If you're looking for a beautiful, easy-to-care-for houseplant, a Chinese evergreen may be the way to go. Beloved for its (nearly) hands-free care, the plant is simple to nurture, provided you follow one simple rule: the lighter the variegation on its leaves, the more sunlight it needs. Once you understand how that applies to your specific Chinese evergreen, you should have no problem helping it thrive. Beyond that, keep your plant warm and moist, and you'll be rewarded with a long-lasting, stable houseplant that will not outgrow its pot anytime soon.

Light

Darker green varieties of Chinese evergreens can grow in near-shade, while the variegated varieties require a bit more bright light.

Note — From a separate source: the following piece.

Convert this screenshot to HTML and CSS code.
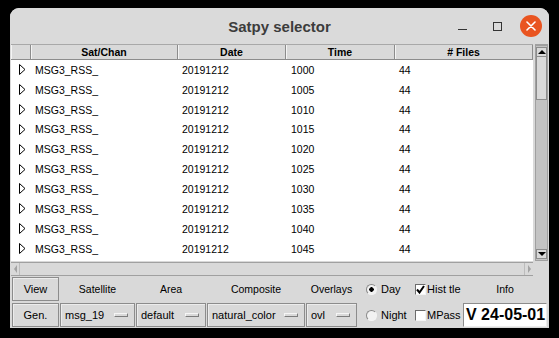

Take care not to expose any of the plants (no matter the variety) to direct sunlight, as the harsh rays can easily burn the delicate leaves.

Soil

Ultimately, the Chinese evergreen isn't particularly picky when it comes to the soil it's planted in. Typically, a well-drained, slightly acidic potting soil is perfect for the plant. If you find that your chosen soil is retaining too much water, try mixing in sand or perlite to aid in drainage. You should also make sure to plant your Chinese evergreen in a pot with ample drainage holes at its base.

Water

The Chinese evergreen plant thrives in moist—but not water-logged—soil. To achieve this balance, water your plant thoroughly, then allow it to dry out before watering again. You can maintain this cadence through the spring, summer, and fall, tapering off in the winter (but never letting the plant dry out completely).

Temperature and Humidity

These plants do not like cold drafts or temperatures below 65 degrees Fahrenheit. Be sure to keep your Chinese evergreen away from windows or vents that blast in cool temperatures—the warmer the spot you can find, the better.

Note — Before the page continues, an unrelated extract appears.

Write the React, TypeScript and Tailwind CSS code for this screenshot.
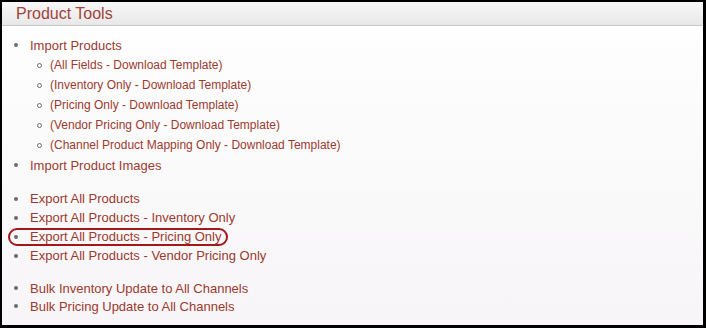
import React from 'react';

const linkColor = 'text-[#9b3a2e]';

const MainItem = ({ label, circled = false, tight = false }: { label: string; circled?: boolean; tight?: boolean }) => (
  <li className={`relative flex items-center pl-[12px] ${tight ? 'h-[18px]' : 'h-[19px]'}`}>
    <span className="w-[4px] h-[4px] rounded-full bg-[#6b6b6b] shrink-0" />
    <span className={`ml-[12px] ${linkColor}`}>{label}</span>
    {circled && (
      <span className="absolute left-[6px] top-[1px] w-[220px] h-[18px] rounded-[9px] border-2 border-[#a3161a]" />
    )}
  </li>
);

const SubItem = ({ label }: { label: string }) => (
  <li className="flex items-center h-[20px] pl-[35px] text-[12px]">
    <span className="w-[5px] h-[5px] rounded-full border border-[#6b6b6b] shrink-0" />
    <span className={`ml-[8px] ${linkColor}`}>{label}</span>
  </li>
);

export default function App() {
  return (
    <div
      className="w-[706px] h-[328px] border-t-2 border-l-2 border-r-[3px] border-b-[3px] border-black bg-gradient-to-b from-white to-[#f7f5f7] text-[13px] leading-[19px]"
      style={{ fontFamily: '"Liberation Sans", Arial, sans-serif' }}
    >
      <div className="h-[24px] border-b border-[#cdc5cd] bg-gradient-to-b from-[#f8f8f8] to-[#e8e8e8] pl-[14px] flex items-center">
        <h2 className="text-[16px] text-[#a1433a]">Product Tools</h2>
      </div>

      <ul className="pt-[9px]">
        <li className="flex items-center h-[20px] pl-[12px]">
          <span className="w-[4px] h-[4px] rounded-full bg-[#6b6b6b] shrink-0" />
          <span className={`ml-[12px] ${linkColor}`}>Import Products</span>
        </li>
        <SubItem label="(All Fields - Download Template)" />
        <SubItem label="(Inventory Only - Download Template)" />
        <SubItem label="(Pricing Only - Download Template)" />
        <SubItem label="(Vendor Pricing Only - Download Template)" />
        <SubItem label="(Channel Product Mapping Only - Download Template)" />
        <li className="flex items-center h-[20px] pl-[12px]">
          <span className="w-[4px] h-[4px] rounded-full bg-[#6b6b6b] shrink-0" />
          <span className={`ml-[12px] ${linkColor}`}>Import Product Images</span>
        </li>
      </ul>

      <ul className="mt-[14px]">
        <MainItem label="Export All Products" />
        <MainItem label="Export All Products - Inventory Only" />
        <MainItem label="Export All Products - Pricing Only" circled />
        <MainItem label="Export All Products - Vendor Pricing Only" />
      </ul>

      <ul className="mt-[14px]">
        <MainItem label="Bulk Inventory Update to All Channels" tight />
        <MainItem label="Bulk Pricing Update to All Channels" tight />
      </ul>
    </div>
  );
}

Due to its high humidity requirements, some growers consider Chinese evergreen to be a greenhouse plant. It will do best in the warm, humid, and bright environment of a greenhouse, but it can be successfully grown indoors by coming as close as possible to these conditions. To increase the humidity levels around your plant, mist it frequently, and consider placing it in a humidity-prone area of your home, like your kitchen or bathroom. If your home is particularly dry, you can invest in a small space humidifier to put near your plant.

Fertilizer

For best results, feed your Chinese evergreen with slow-release pellets or liquid fertilizer twice a year, at the beginning and end of its growing season.

Is Chinese Evergreen Toxic?

If you have curious pets in your household, you may want to skip the Chinese evergreen. It—and many members of the araceae plant family—is considered toxic, thanks to the insoluble calcium oxalate crystals found in every part of the plant. The plant is quite bitter, so it's unlikely that your pet will eat much of it. Still, if you notice your pet exhibiting any of the below symptoms of poisoning, contact your vet or emergency care immediately.

Symptoms of Poisoning

  • Burning or irritation of the mouth
  • Excessive drooling
  • Choking or swelling of the throat
  • Difficulty breathing
  • Nausea
  • Diaharea
  • Convulsions

Propagating Chinese Evergreen

Chinese evergreens can be propagated using stem cuttings or by dividing the plants during repotting. To propagate with stem cuttings, wait until the middle of the summer (when the weather is the warmest) and select a stem from the mother plant that's several inches long. Plant cut side down it in a separate pot, in soil that has been treated with a rooting hormone. Keep the soil moist and the cutting should take root within three to four weeks.

Common Pests and Diseases

While not terribly susceptible to pests or diseases, the Chinese evergreen can occasionally pick up a common houseplant issue like scale, mealybugs, or spider mites. These can be treated with an insecticide or neem oil. Most issues arise because the plant is kept too moist, and fungal problems (and root rot) are typical of an over-watered Chinese evergreen.